Since Lehman Brothers collapsed in 2008 and triggered a series of European bank failures or bailouts, EU member states have been looking for ways to prevent huge bailouts of banks at the expense of taxpayers.

But the question who should pay instead has sparked a heated debate.

EU Internal Markets Commissioner Michel Barnier
Barnier's plans for a bank fund are proving controversialImage: AP

Britain, which has the bloc's biggest financial sector, is vigorously opposed to Barnier's plans. London does not want to rely on a central European fund to which EU states would have to contribute.

There is a fear that banks will become complacent if they know the EU has a system in place that would bail them out. Britain believes such a fund will not be enough to deal with a potential bank collapse.

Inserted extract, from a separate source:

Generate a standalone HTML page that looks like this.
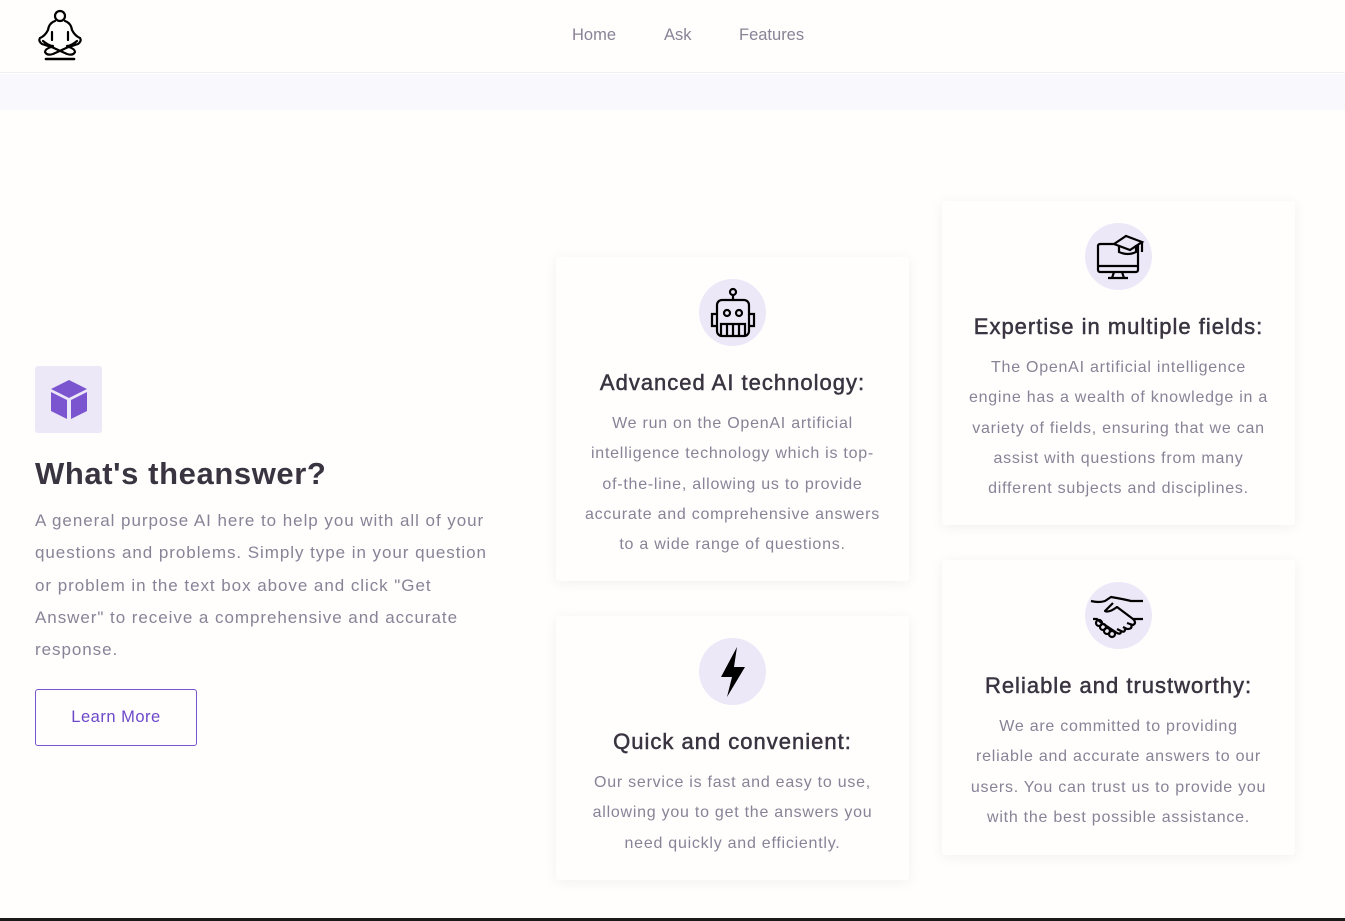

The deputy head of the UK's central bank, the Bank of England, Paul Tucker, who also attended the conference, suggested a system that would restore market discipline to the financial sector by forcing uninsured creditors – such as bondholders and derivatives counterparties – to bear some of the loss if a bank becomes insolvent.

Details unclear

Barnier's idea of a wind-up fund is in the early stages; how it would work in practice is still unclear. The European Commission is increasingly concerned that there is still no way for European governments to track the activities of cross-border banks, making any sort of early-warning system hard to set up.

Barnier plans to present a paper on how to deal with future threats to cross-border banks to European finance ministers later this year.